I was a public high school dance teacher before I returned to graduate school to pursue two terminal degrees. Being a public school dance teacher was an impressionable, life-changing experience that was extremely rewarding. Honestly, I could not imagine a career that was completely removed from that population or would not have an opportunity to impact young dancers. For me, the transition from high school to college is one that many people are unable to make for many reasons. I am committed to ensuring that a lack of knowledge about what we do in the Department of Dance and a feeling of being excluded from the institution will not be factors for local youth in Columbus.
How has your scholarship benefited from engaging with community partners?
The possibilities of where my research can go next has grown exponentially because of the infusion of ideas from my community partners. I made an amazing partnership with the director of the Thiossane West African Dance Institute, Suzan Bradford-Kounta. Through my partnership with Bradford-Kounta, I have developed as a dance practitioner of community dance classes; we have worked together to establish a field school and take students to a dance festival in New York; and we have supported each other with grants and other projects. Currently, we are in the midst of a dance research study about the impact of West African Dance on practitioners who carry racial trauma and/or racial battle fatigue. This research would not be possible for either of us to pursue without the other person, we respect and value each other immensely.
What has been a highlight of your community engagement experience?
The highlight of my community engagement is the networking web I created. The community of stakeholders I work with and the knowledge that all of them contribute something great. We work together so everything is not wholly dependent on any one person in the network. In thinking more about this question, a huge highlight for me is when a community partner is happy or satisfied with the work when the work is worthwhile for them. So often institutions come into communities, disrupt the space to check a community service box and then leave, regardless of whether the needs of the community have been met. I am most happy about community engagement when the experience is valued by community members.
What advice would you give to faculty and students who are interested in engaging the community in their scholarship?
Start with something you are interested in and want to explore with new perspectives. Only pursue a project you are open to being flexible about. If you believe there is only one way to complete the project, this is not a project for community engagement. Community engagement can only be successful if you are willing to depend on and value others in the process.
Sample engaged scholarship
Five Pillars was one of my most special community engaged projects. It is a dance I choreographed in 2016, in collaboration with members of the local Mosque in Bloomington, Indiana, and my students at the time, at Indiana University. The work is about the beauty in the Islamic faith, and it was my inspired by my personal call to action to work against Islamophobia in my community. I published an article describing the experience and plan to re-set the piece in 2024 as a part of the Artist Laureate Tour.
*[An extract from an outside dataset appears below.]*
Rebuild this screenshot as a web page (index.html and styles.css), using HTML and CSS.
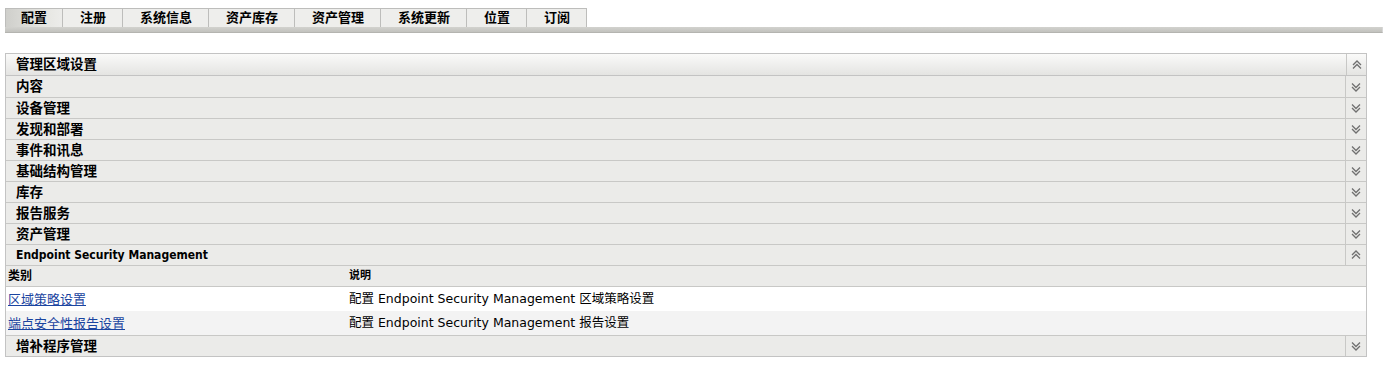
FILE: index.html
```html
<!DOCTYPE html>
<html lang="zh-CN">
<head>
    <meta charset="UTF-8">
    <title>配置</title>
    <link rel="stylesheet" href="styles.css">
</head>
<body>
    <div class="page">
        <div class="tabs">
            <div class="tab active">配置</div>
            <div class="tab">注册</div>
            <div class="tab">系统信息</div>
            <div class="tab">资产库存</div>
            <div class="tab">资产管理</div>
            <div class="tab">系统更新</div>
            <div class="tab">位置</div>
            <div class="tab">订阅</div>
        </div>
        <div class="tab-bar"></div>

        <div class="panel">
            <div class="head top"><span class="title">管理区域设置</span><span class="toggle up"></span></div>
            <div class="head"><span class="title">内容</span><span class="toggle"></span></div>
            <div class="head"><span class="title">设备管理</span><span class="toggle"></span></div>
            <div class="head"><span class="title">发现和部署</span><span class="toggle"></span></div>
            <div class="head"><span class="title">事件和讯息</span><span class="toggle"></span></div>
            <div class="head"><span class="title">基础结构管理</span><span class="toggle"></span></div>
            <div class="head"><span class="title">库存</span><span class="toggle"></span></div>
            <div class="head"><span class="title">报告服务</span><span class="toggle"></span></div>
            <div class="head"><span class="title">资产管理</span><span class="toggle"></span></div>
            <div class="head"><span class="title latin">Endpoint Security Management</span><span class="toggle up"></span></div>
            <div class="grid-row cols">
                <div class="c1">类别</div>
                <div class="c2">说明</div>
            </div>
            <div class="grid-row item">
                <div class="c1"><a href="#">区域策略设置</a></div>
                <div class="c2">配置 Endpoint Security Management 区域策略设置</div>
            </div>
            <div class="grid-row item alt">
                <div class="c1"><a href="#">端点安全性报告设置</a></div>
                <div class="c2">配置 Endpoint Security Management 报告设置</div>
            </div>
            <div class="head last"><span class="title">增补程序管理</span><span class="toggle"></span></div>
        </div>
    </div>
</body>
</html>
```

FILE: styles.css
```css
* {
    margin: 0;
    padding: 0;
    box-sizing: border-box;
}

body {
    background: #fff;
    font-family: "DejaVu Sans", "Noto Sans CJK SC", sans-serif;
    color: #000;
}

.page {
    padding: 8px 6px 0 5px;
}

/* tabs */
.tabs {
    display: flex;
}

.tab {
    height: 19px;
    padding: 0 16px 0 17px;
    font-size: 13px;
    font-weight: bold;
    line-height: 18px;
    background: #eeeeec;
    border: 1px solid #bdbdbb;
    border-bottom: none;
    border-left: none;
}

.tab:first-child {
    padding: 0 15px;
    border-left: 1px solid #bdbdbb;
}

.tab.active {
    background: linear-gradient(90deg, #cfcfcb, #e6e6e2 70%, #ececea);
}

.tab-bar {
    height: 6px;
    background: linear-gradient(#d2d2ce, #c2c2be);
    border-bottom: 1px solid #b4b4b0;
    border-right: 1px solid #d8d8d8;
}

/* panel */
.panel {
    margin-top: 20px;
    width: 1362px;
    border: 1px solid #c3c3c3;
    border-top: none;
}

.head {
    display: flex;
    height: 21px;
    background: #ebebe9;
    border-top: 1px solid #c8c8c6;
}

.head.top {
    height: 23px;
    background: linear-gradient(#fafaf9, #e4e4e2);
    border-top: 1px solid #c3c3c3;
    border-bottom: 1px solid #c3c3c3;
}

.head.top + .head {
    border-top: none;
}

.title {
    flex: 1;
    padding-left: 10px;
    font-size: 13.5px;
    font-weight: bold;
    line-height: 20px;
}

.title.latin {
    font-family: "DejaVu Sans Condensed", "DejaVu Sans", sans-serif;
    font-size: 12px;
}

.toggle {
    width: 21px;
    border-left: 1px solid #c8c8c6;
    background-repeat: no-repeat;
    background-position: center;
    background-image: url("data:image/svg+xml;utf8,<svg xmlns='http://www.w3.org/2000/svg' width='10' height='10'><path d='M1 1.5l4 4 4-4M1 5l4 4 4-4' fill='none' stroke='%23707070' stroke-width='1.3'/></svg>");
}

.toggle.up {
    background-image: url("data:image/svg+xml;utf8,<svg xmlns='http://www.w3.org/2000/svg' width='10' height='10'><path d='M1 5l4-4 4 4M1 8.5l4-4 4 4' fill='none' stroke='%23707070' stroke-width='1.3'/></svg>");
}

.head.top .toggle {
    width: 20px;
}

/* table */
.grid-row {
    display: grid;
    grid-template-columns: 340px 1fr;
    border-top: 1px solid #c8c8c6;
}

.grid-row.cols {
    height: 21px;
    background: #ebebe9;
    font-size: 12px;
    font-weight: bold;
    line-height: 20px;
}

.grid-row.item {
    height: 25px;
    background: #fff;
    font-size: 12.5px;
    line-height: 24px;
}

.grid-row.item.alt {
    height: 24px;
    background: #f3f3f3;
    border-top: none;
}

.c1 {
    padding-left: 2px;
}

.c2 {
    padding-left: 3px;
}

.cols .c2 {
    font-size: 11px;
}

a {
    font-family: "Noto Sans CJK SC", sans-serif;
    font-size: 13px;
    color: #1a44a0;
    text-decoration: underline;
}
```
Tanya Calamoneri, Colleen Dunagan and Nyama McCarthy-Brown (2020) Ethical Dance Pedagogy, Journal of Dance Education, 20:2, 55-64, DOI: 10.1080/15290824.2019.1566607
Suzan Bradford-Kounta and I are currently working on a paper about the ability of West African Dance, as a community practice, to serve as a healing agent for people who suffer from racial trauma and racial battle fatigue. Recently we closed the data collection portion of this study and moved onto analyzing the data. We plan to present about the process and preliminary findings at the Collegium of African Diaspora Dance at Duke University in the spring of 2024. Thereafter, we will publish the research.
In addition, Suzan and I are also documenting this process as research partners, noting that the relationship requires particular negotiations, as we bring different resources to the table. In essence, we provide a model for equitable research partnerships. I bring Ohio State institutional resources and Bradford-Kounta brings invaluable community connections, lived experiences, and expertise in West African dance forms far beyond my knowledge.
Columbus Kids Dance Day was developed in response to community partners. When I took Ohio State dance students out on tour to local schools, we often performed for schools that had dance classes or programs. After we performed students in the audience would say, "Can we dance now? Will you watch us do our dance?" Typically, student schedules were so tight that we had to return to campus for their next class and the answer was "no." I was so upset by the experience because it is exactly what those moving away from the community outreach model (including myself) are working not to do. Center our (Ohio State) work as superior, worthy of community members/partners giving is attention and applause, but not returning that respect and value for the community we are trying to connect with. Upon returning to campus, I immediately began to work on Columbus Kids Dance Day to bring dance students in the Columbus City Schools to campus to perform for Ohio State dance students and other dance students in the district. Since our inaugural event in 2021, the event has fast become an event of the year, with both community partners and Ohio State dance students loving the event and looking forward to it every year.